Is Ozempic Vegan? Ingredients and Animal Use Explained

Ozempic does not contain any animal-derived ingredients in its formulation. The active ingredient, semaglutide, is produced using genetically modified yeast, and all listed inactive ingredients are synthetic or mineral-based. However, like virtually all modern prescription drugs, Ozempic was extensively tested on animals before receiving FDA approval, which makes the “vegan” label more complicated depending on how strictly you define the term.

How Semaglutide Is Made

Semaglutide, the active compound in Ozempic, is manufactured using recombinant DNA technology in Saccharomyces cerevisiae, which is baker’s yeast. The yeast is genetically programmed to produce a precursor of the molecule, which is then chemically modified into its final form. No animal cells or animal tissue are involved in this production method. This is a common approach for modern biologic drugs and stands in contrast to older medications like certain insulins that were historically sourced from pig or cow pancreases.

What’s in the Injection

Beyond semaglutide itself, each milliliter of Ozempic solution contains a short list of inactive ingredients: disodium phosphate dihydrate, propylene glycol, phenol, and water. Hydrochloric acid or sodium hydroxide may be added to adjust the pH to around 7.4.

None of these substances are derived from animals. Disodium phosphate dihydrate is an inorganic salt typically produced from mineral sources. Propylene glycol is a synthetic compound made from petroleum derivatives. Phenol, used here as a preservative, is also industrially synthesized. The FDA prescribing information does not flag any animal-origin components in the formulation.

The Animal Testing Question

This is where it gets complicated for many vegans. Semaglutide went through extensive animal testing before it reached human clinical trials, as required by FDA regulations. The FDA’s pharmacology review documents a broad testing program across multiple species. Pharmacology studies were conducted in diabetic mice, normal and obese rats, pigs, and minipigs. Toxicity studies ran for up to three months in mice, six months in rats, and twelve months in monkeys (specifically Cynomolgus monkeys).
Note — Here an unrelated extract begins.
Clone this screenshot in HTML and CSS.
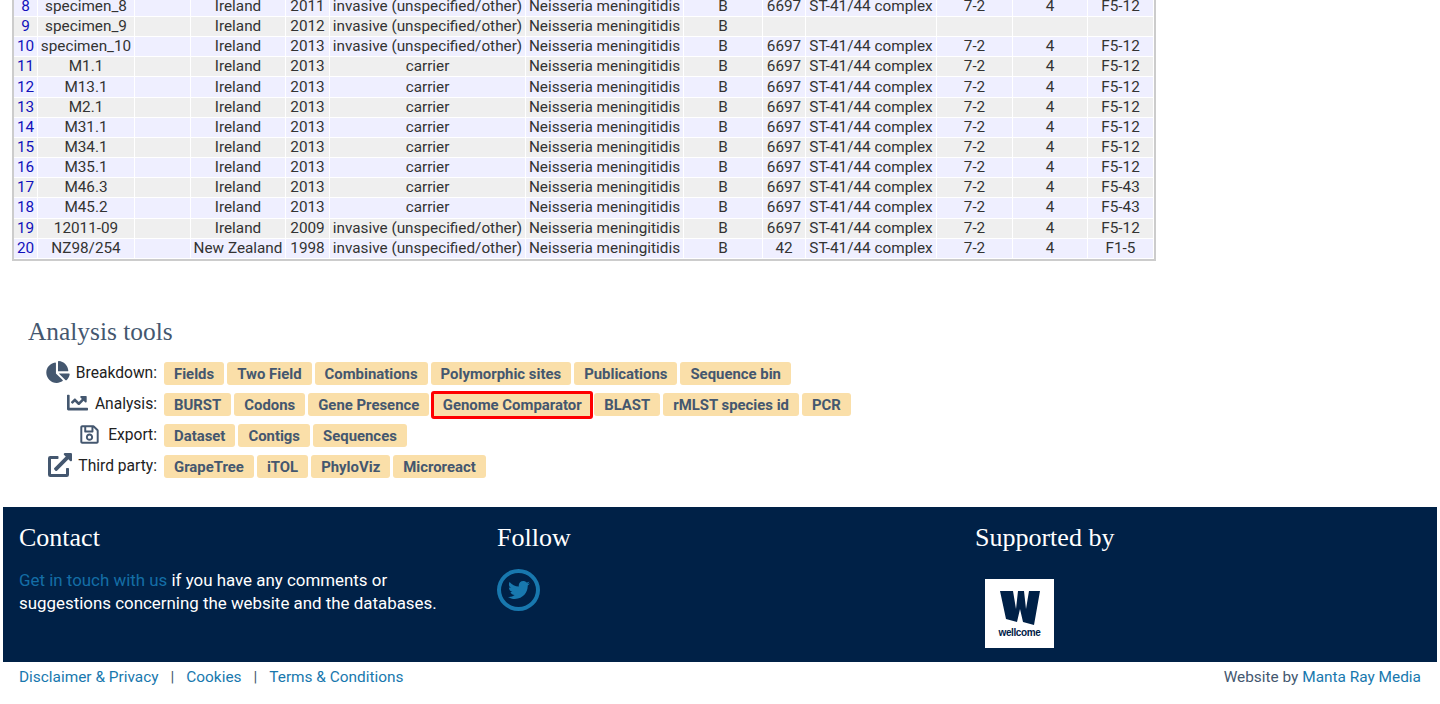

Reproductive toxicity studies were conducted in rats, rabbits, and monkeys, revealing serious effects including embryo loss and fetal malformations in rats, and significant weight loss in pregnant rabbits and monkeys.

This level of animal testing is not unique to Ozempic. It is a legal requirement for all new prescription drugs seeking FDA approval. There is currently no regulatory pathway that allows a pharmaceutical company to bring a new drug to market without animal testing data, though this is slowly beginning to shift at the legislative level.

What “Vegan” Means for Medication

Whether Ozempic qualifies as “vegan” depends on which criteria you apply. If the question is strictly about ingredients, the answer is straightforward: there are no animal products in the formulation. If the question extends to how the drug was developed, then no, it involved animal suffering during the research and approval process.

The Vegan Society, the organization that coined the term “vegan” in 1944, takes a pragmatic stance on this tension. Their official position acknowledges that “it is not always possible or practicable to avoid animal use in a non-vegan world” and that sometimes there is no alternative to medication manufactured or developed using animals. They explicitly encourage vegans to prioritize their health: “We encourage vegans to look after their health and that of others, enabling them to be effective advocates for veganism.”

The Society also notes that if a medication suitable for both your health and vegan needs exists, you can request it from your prescriber, and it should be prescribed if there’s no reasonable ground for refusal. For GLP-1 receptor agonists like Ozempic, though, there is no alternative version on the market that skipped animal testing, because none can exist under current regulations.

Practical Considerations

If you’re vegan and prescribed Ozempic for type 2 diabetes or weight management, the ingredient list itself should not be a concern. The formulation is free of gelatin, lactose, and other common animal-derived excipients that show up in many oral medications. The injection pen is a mechanical device made of plastic and metal components, and there is no publicly available information suggesting animal-derived lubricants are used in its manufacture, though Novo Nordisk does not publish a detailed breakdown of every material in the pen assembly.

For vegans who feel conflicted about the animal testing history, it may help to frame the question the way the Vegan Society does: veganism is about reducing harm where possible and practicable. Taking a prescribed medication that happens to have been tested on animals years before you filled the prescription does not create new demand for animal testing. Your individual use of Ozempic does not cause additional animals to be tested. The testing was a one-time regulatory requirement completed before the drug reached the market.